Laos was one of Trick Dick and Henry's Excellent Adventures. (as were Chile, Bangladesh, East Timor etc etc) ;-(

Anonymous said...

Research proxy war

Anonymous said...

Laos was one of Trick Dick and Henry's Excellent Adventures.

Nixon inherited that Southeast Asian mess from JFK and LBJ ("... how many kids did you kill today?") and made the best out of it, even winning the war to keep South Vietnam free before the Democratic Congress defunded the South, although Laos was pretty much a hopeless case due to logistics. That also helped bankrupt the Soviet Union, for they supplied the equipment for 3 full mechanized armies to the NVA. The first was used up piecemeal, the 2nd was destroyed by the ARVN with US air support, only 40,000 out of the 150,000 invading NVA managing to make it back north, and the 3rd was used to finally take an abandoned by us South Vietnam.

Chile: You thing the military and the rest of Chile's civil society was going to let Allende and all the Cubans he was bringing in take the country Communist, and slaughter then by the millions? By then the pattern was very clear, and Latin America not ending up like the post-WWII abattoir of East Asia is directly due to vigorous, very nasty but very successful efforts, indeed aided by us, to stop the rot which started in earnest with Cuba, but had long been building starting back before he was Eisenhower's VP.

Bangladesh, formerly East Pakistan, was never going to be stable, and when West Pakistan started slaughtering the natives, "Kill three million of them the rest will eat out of our hands", and prompted another 10 million to flee to India, there was no way India was going to let that run to its awful conclusion. I've never before heard of Nixon and company being blamed for any significant part in this.

East Timor: You're claiming Nixon had a hand in the Communist revolution that captured Portugal in April 1974, when he was politically crippled and focused on Watergate, less the 4 months away from his resignation, or had a hand in the regime it replaced, that got started when he was 13???

You would be better served by learning history instead of talking points.

Anonymous said...

Maybe you need to take a few history courses too.
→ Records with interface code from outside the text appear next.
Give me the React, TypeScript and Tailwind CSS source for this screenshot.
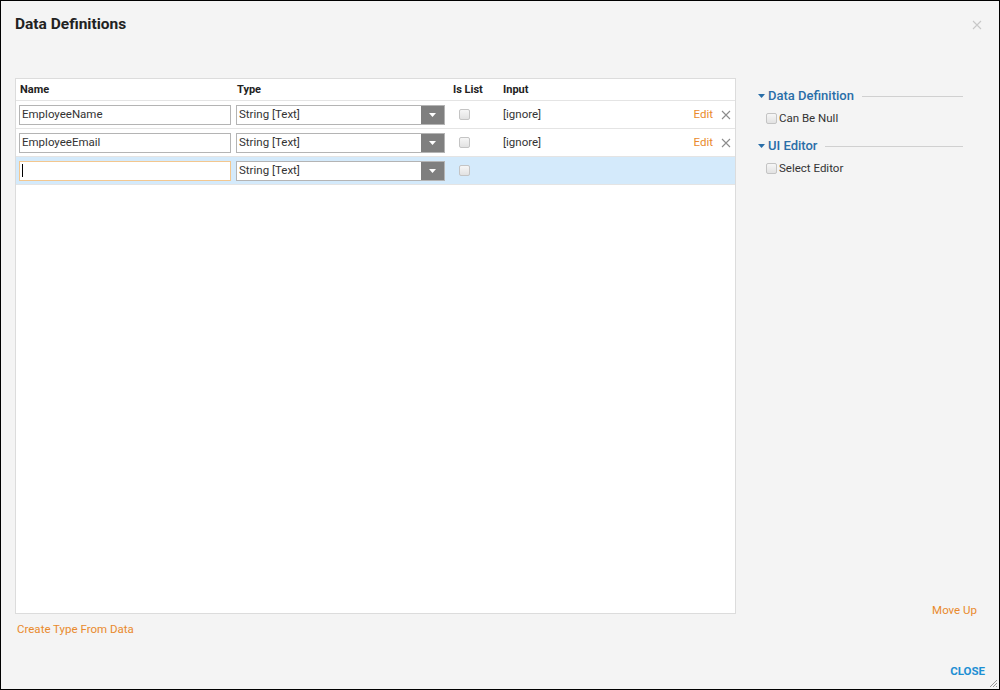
interface Field {
  name: string;
  type: string;
  input?: string;
  selected?: boolean;
}

const fields: Field[] = [
  { name: 'EmployeeName', type: 'String [Text]', input: '[ignore]' },
  { name: 'EmployeeEmail', type: 'String [Text]', input: '[ignore]' },
  { name: '', type: 'String [Text]', selected: true },
];

function Checkbox() {
  return (
    <span className="inline-block h-[11px] w-[11px] rounded-[2px] border border-[#c4c4c4] bg-gradient-to-b from-[#f6f6f6] to-[#e2e2e2]" />
  );
}

function Caret({ className }: { className: string }) {
  return (
    <svg width="7" height="4" viewBox="0 0 7 4" className={className}>
      <path d="M0 0 L7 0 L3.5 4 Z" fill="currentColor" />
    </svg>
  );
}

function Cross({ size, className }: { size: number; className: string }) {
  return (
    <svg width={size} height={size} viewBox="0 0 10 10" className={className}>
      <path d="M1 1 L9 9 M9 1 L1 9" stroke="currentColor" strokeWidth="1.1" />
    </svg>
  );
}

function FieldRow({ field }: { field: Field }) {
  return (
    <div
      className={`flex h-[28px] items-center border-b border-[#e4e4e4] text-[11.5px] text-[#333] ${
        field.selected ? 'bg-[#d4eafb]' : 'bg-white'
      }`}
    >
      <div className="w-[220px] pl-[3px]">
        <div
          className={`flex h-[20px] w-[212px] items-center border bg-white px-[2px] ${
            field.selected ? 'border-[#f3c78f]' : 'border-[#b4b4b4]'
          }`}
        >
          {field.selected ? <span className="h-[13px] w-px bg-black" /> : field.name}
        </div>
      </div>
      <div className="w-[213px]">
        <div className="flex h-[20px] w-[209px] items-stretch border border-[#b4b4b4] bg-white">
          <span className="flex flex-1 items-center pl-[2px]">{field.type}</span>
          <span className="flex w-[23px] items-center justify-center bg-[#7f7f7f] text-white">
            <Caret className="" />
          </span>
        </div>
      </div>
      <div className="flex w-[50px] items-center pl-[10px]">
        <Checkbox />
      </div>
      <div className="flex flex-1 items-center pl-[4px] pr-[4px]">
        <span className="flex-1">{field.input}</span>
        {field.input && (
          <>
            <span className="text-[#e98a2c]">Edit</span>
            <Cross size={10} className="ml-[8px] text-[#8c8c8c]" />
          </>
        )}
      </div>
    </div>
  );
}

function Section({ title, option }: { title: string; option: string }) {
  return (
    <div>
      <div className="flex h-4 items-center">
        <Caret className="mr-[3px] text-[#2a6ea8]" />
        <span className="text-[13px] font-medium leading-4 text-[#2a6ea8]">{title}</span>
        <span className="ml-[8px] h-px flex-1 bg-[#d0d0d0]" />
      </div>
      <div className="mt-[6px] flex h-4 items-center pl-[8px] text-[11.5px] leading-4 text-[#333]">
        <Checkbox />
        <span className="ml-[2px]">{option}</span>
      </div>
    </div>
  );
}

export default function App() {
  return (
    <div className="relative flex h-[690px] w-[1000px] flex-col border border-black bg-[#f4f4f4] font-['Roboto',sans-serif]">
      <div className="relative h-[77px] pl-[14px] pt-[14px]">
        <h1 className="text-[15.5px] font-bold leading-[18px] text-[#222]">Data Definitions</h1>
        <Cross size={10} className="absolute right-[17px] top-[19px] text-[#c8c8c8]" />
      </div>

      <div className="flex">
        <div className="ml-[14px] w-[721px]">
          <div className="h-[536px] border border-[#dcdcdc] bg-white">
            <div className="flex h-[22px] items-center border-b border-[#e4e4e4] pt-[2px] text-[11px] font-bold text-[#222]">
              <span className="w-[220px] pl-[4px]">Name</span>
              <span className="w-[213px] pl-[1px]">Type</span>
              <span className="w-[50px] pl-[4px]">Is List</span>
              <span className="pl-[4px]">Input</span>
            </div>
            {fields.map((f, i) => (
              <FieldRow key={i} field={f} />
            ))}
          </div>
          <div className="mt-[7px] pl-[2px] text-[11.5px] leading-4 text-[#e98a2c]">Create Type From Data</div>
        </div>

        <div className="flex h-[540px] flex-1 flex-col pl-[22px] pr-[36px] pt-[10px]">
          <Section title="Data Definition" option="Can Be Null" />
          <div className="mt-[12px]">
            <Section title="UI Editor" option="Select Editor" />
          </div>
          <div className="mt-auto mr-[-14px] text-right text-[11.5px] leading-4 text-[#e98a2c]">Move Up</div>
        </div>
      </div>

      <div className="mt-[26px] flex justify-end pr-[14px]">
        <span className="text-[11.5px] font-bold leading-4 text-[#1d8fd3]">CLOSE</span>
      </div>

      <svg width="10" height="10" viewBox="0 0 10 10" className="absolute bottom-[1px] right-[1px] text-[#999]">
        <path d="M9 2 L2 9 M9 5 L5 9 M9 8 L8 9" stroke="currentColor" strokeWidth="1" />
      </svg>
    </div>
  );
}
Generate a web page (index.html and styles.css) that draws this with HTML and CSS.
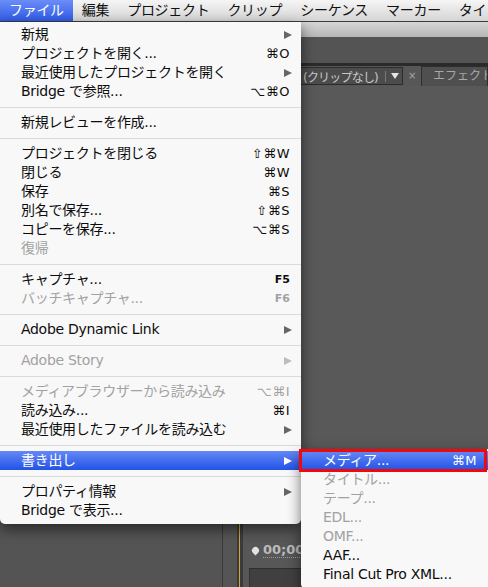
FILE: index.html
```html
<!DOCTYPE html>
<html lang="ja">
<head>
<meta charset="utf-8">
<title>ファイル メニュー</title>
<link rel="stylesheet" href="styles.css">
</head>
<body>
<div class="screen">
  <div class="menubar">
    <span class="mb-item active">ファイル</span>
    <span class="mb-item">編集</span>
    <span class="mb-item">プロジェクト</span>
    <span class="mb-item">クリップ</span>
    <span class="mb-item">シーケンス</span>
    <span class="mb-item">マーカー</span>
    <span class="mb-item">タイトル</span>
  </div>

  <div class="app">
    <div class="titlebar"></div>
    <div class="panel-head"></div>
    <div class="panel-divider"></div>
    <div class="tabrow">
      <div class="clip-select">
        <span class="clip-label">(クリップなし)</span>
        <span class="sel-sep"></span>
        <span class="sel-arrow"></span>
      </div>
      <span class="tab-close">×</span>
      <div class="tab">エフェクトコントロール</div>
    </div>
    <div class="workspace"></div>
    <div class="timeline">
      <div class="tl-left"></div>
      <div class="tl-gap"></div>
      <div class="tl-playhead"></div>
      <div class="tl-right">
        <div class="timecode"><span class="tc-dot"></span><span class="tc-text">00;00</span></div>
        <div class="tl-box"></div>
      </div>
    </div>
  </div>

  <div class="menu file-menu">
    <div class="mi"><span>新規</span><span class="arrow"></span></div>
    <div class="mi"><span>プロジェクトを開く...</span><span class="sc">⌘O</span></div>
    <div class="mi"><span>最近使用したプロジェクトを開く</span><span class="arrow"></span></div>
    <div class="mi"><span>Bridge で参照...</span><span class="sc">⌥⌘O</span></div>
    <div class="sep"></div>
    <div class="mi"><span>新規レビューを作成...</span></div>
    <div class="sep"></div>
    <div class="mi"><span>プロジェクトを閉じる</span><span class="sc">⇧⌘W</span></div>
    <div class="mi"><span>閉じる</span><span class="sc">⌘W</span></div>
    <div class="mi"><span>保存</span><span class="sc">⌘S</span></div>
    <div class="mi"><span>別名で保存...</span><span class="sc">⇧⌘S</span></div>
    <div class="mi"><span>コピーを保存...</span><span class="sc">⌥⌘S</span></div>
    <div class="mi dis"><span>復帰</span></div>
    <div class="sep"></div>
    <div class="mi"><span>キャプチャ...</span><span class="fkey">F5</span></div>
    <div class="mi dis"><span>バッチキャプチャ...</span><span class="fkey">F6</span></div>
    <div class="sep"></div>
    <div class="mi"><span>Adobe Dynamic Link</span><span class="arrow"></span></div>
    <div class="sep"></div>
    <div class="mi dis"><span>Adobe Story</span><span class="arrow"></span></div>
    <div class="sep"></div>
    <div class="mi dis"><span>メディアブラウザーから読み込み</span><span class="sc">⌥⌘I</span></div>
    <div class="mi"><span>読み込み...</span><span class="sc">⌘I</span></div>
    <div class="mi"><span>最近使用したファイルを読み込む</span><span class="arrow"></span></div>
    <div class="sep"></div>
    <div class="mi hl"><span>書き出し</span><span class="arrow"></span></div>
    <div class="sep"></div>
    <div class="mi"><span>プロパティ情報</span><span class="arrow"></span></div>
    <div class="mi"><span>Bridge で表示...</span></div>
  </div>

  <div class="menu sub-menu">
    <div class="mi hl"><span>メディア...</span><span class="sc">⌘M</span></div>
    <div class="mi dis"><span>タイトル...</span></div>
    <div class="mi dis"><span>テープ...</span></div>
    <div class="mi dis"><span>EDL...</span></div>
    <div class="mi dis"><span>OMF...</span></div>
    <div class="mi"><span>AAF...</span></div>
    <div class="mi"><span>Final Cut Pro XML...</span></div>
  </div>

  <div class="focus-ring"></div>
</div>
</body>
</html>
```

FILE: styles.css
```css
* { box-sizing: border-box; }

html, body {
  margin: 0;
  padding: 0;
  background: #595959;
}

body {
  font-family: "DejaVu Sans", "Noto Sans CJK JP", sans-serif;
}

.screen {
  position: relative;
  width: 488px;
  height: 587px;
  overflow: hidden;
  background: #595959;
}

/* ---------- menu bar ---------- */
.menubar {
  display: flex;
  height: 22px;
  border-bottom: 1px solid #3c3c3c;
  background: linear-gradient(#f5f5f5, #d5d5d5);
  font-size: 14px;
  line-height: 21px;
  color: #111;
  letter-spacing: -0.3px;
  white-space: nowrap;
  overflow: hidden;
}

.mb-item {
  padding: 0 9px;
  flex: none;
}

.mb-item.active {
  background: linear-gradient(#6b8df6, #2f5be9);
  color: #fff;
}

/* ---------- application background ---------- */
.app {
  display: flex;
  flex-direction: column;
  height: 565px;
}

.titlebar {
  height: 15px;
  background: linear-gradient(#d6d6d6, #b6b6b6);
}

.panel-head {
  height: 26px;
  background: #545454;
}

.panel-divider {
  height: 3px;
  background: #2a2a2a;
}

.tabrow {
  height: 20px;
  display: flex;
  align-items: center;
  background: #575757;
  overflow: hidden;
}

.clip-select {
  margin-left: 230px;
  width: 173px;
  height: 18px;
  flex: none;
  display: flex;
  align-items: center;
  padding-left: 72px;
  background: #4c4c4c;
  border: 1px solid #2c2c2c;
  color: #c8c8c8;
  font-size: 12px;
  letter-spacing: -0.8px;
  white-space: nowrap;
}

.sel-sep {
  width: 1px;
  height: 11px;
  margin-left: 7px;
  background: #7a7a7a;
}

.sel-arrow {
  width: 0;
  height: 0;
  margin-left: 5px;
  border-top: 6px solid #e6e6e6;
  border-left: 4px solid transparent;
  border-right: 4px solid transparent;
}

.tab-close {
  margin-left: 5px;
  width: 8px;
  flex: none;
  color: #a8a8a8;
  font-size: 10px;
  line-height: 10px;
}

.tab {
  margin-left: 5px;
  height: 20px;
  flex: 1;
  padding-left: 11px;
  background: #4f4f4f;
  border: 1px solid #2e2e2e;
  border-bottom: none;
  color: #a9a9a9;
  font-size: 12px;
  line-height: 18px;
  white-space: nowrap;
  overflow: hidden;
}

.workspace {
  flex: 1;
  background: #595959;
}

.timeline {
  height: 90px;
  display: flex;
  background: #555;
}

.tl-left {
  width: 223px;
  background: #545454;
  border-right: 1px solid #3a3a3a;
}

.tl-gap {
  width: 14px;
  background: #555;
}

.tl-playhead {
  width: 6px;
  background: linear-gradient(to right, #3b3b3b 0 2px, #d0a640 2px 3.5px, #3b3b3b 3.5px);
}

.tl-right {
  flex: 1;
  padding-left: 6px;
  padding-top: 45px;
  background: #575757;
}

.timecode {
  height: 16px;
  display: flex;
  align-items: center;
  padding-left: 3px;
}

.tc-dot {
  width: 7px;
  height: 7px;
  border-radius: 50% 50% 50% 0;
  transform: rotate(-45deg);
  background: #e2e2e2;
}

.tc-text {
  margin-left: 4px;
  color: #bcbcbc;
  font-size: 13px;
  font-weight: bold;
  line-height: 14px;
  border-bottom: 1px dotted #9a9a9a;
}

.tl-box {
  margin-top: 10px;
  height: 20px;
  background: #404040;
  border-top: 1px solid #2f2f2f;
  border-left: 1px solid #333;
}

/* ---------- menus ---------- */
.menu {
  position: absolute;
  background: #f8f8f8;
  box-shadow: 0 5px 14px rgba(0, 0, 0, 0.55);
  font-size: 14px;
  color: #0c0c0c;
  letter-spacing: -0.3px;
}

.file-menu {
  left: 0;
  top: 22px;
  width: 301px;
  padding: 3px 0 4px;
  border-radius: 0 0 5px 5px;
}

.sub-menu {
  left: 301px;
  top: 449px;
  width: 190px;
  padding: 2px 0 5px;
  border-radius: 0 0 5px 5px;
}

.mi {
  display: flex;
  align-items: center;
  justify-content: space-between;
  height: 19px;
  line-height: 19px;
  padding: 0 11px 0 21px;
  white-space: nowrap;
}

.sub-menu .mi {
  padding: 0 14px 0 22px;
}

.mi.dis {
  color: #a2a2a2;
}

.mi.hl {
  background: linear-gradient(#6588f6, #2253e7);
  color: #fff;
}

.sc {
  font-size: 13px;
  letter-spacing: 0.5px;
}

.fkey {
  font-size: 11px;
  font-weight: bold;
  letter-spacing: 0;
}

.arrow {
  width: 0;
  height: 0;
  margin-right: -2px;
  border-left: 8px solid #666;
  border-top: 4.5px solid transparent;
  border-bottom: 4.5px solid transparent;
}

.dis .arrow {
  border-left-color: #bdbdbd;
}

.hl .arrow {
  border-left-color: #fff;
}

.sep {
  height: 1px;
  margin: 6px 0 5px;
  background: #dadada;
}

.focus-ring {
  position: absolute;
  left: 299px;
  top: 449px;
  width: 188px;
  height: 23px;
  border: 3px solid #f2070b;
}
```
Laos was all about the poppy plant at a time when drugs was the preferred payment for CIA operations. Chile was all about the mineral rights and Anaconda Copper being forced to abandon a mine which was seeping heavy metals into the water supply. Bangladesh was all over who could handle the refugees from the hurricane that killed off a bunch of the population and problems with the oil distribution point for the pipeline through Afghanistan. East Timor was a sideshow that only the Australians and New Zealanders cared about. If you really want to get into American involvement in these travesties then learn something about Operation Phoenix and Operation Condor. Nixon and GHW Bush were in it up to their eyeballs.

Anonymous said...

And our actions in Laos helped the poppy growing how? And this is relevant to the Communists both wanting and taking it, and using it to funnel arms and men to South Vietnam how?

The Chilean military and politicians not in the hard left were more concerned about Anaconda making money than getting killed by the Communists? To them, that mine was a "sideshow".

Bangladesh has typhoons that kill thousands of people all the time, it's baked into their geography and population distribution. You don't think invaders from West Pakistani slaughtering 3 million of them is qualitatively as well as quantitatively different? And what the devil does a pipeline in Afghanistan have to do with Bangladesh 1,500 miles away as the bird flies over very rough or worse terrain? That claim is not even wrong.

And Operation Condor was exactly what I was referring to when I said "vigorous, very nasty but very successful efforts, indeed aided by us, to stop the rot which started in earnest with Cuba", and we will rue the day that we didn't implement some version of it all the way up to North America (executing traitors like Alger Hiss and the Weather Underground types with due process of law would have been a start, instead, Truman view him as a PR problem for the Democratic Party, and today they latter are lionized, Obama even started his political career in the home of two of the most notorious of them), those of us who survive the coming debacles engineered by our hard left, that is.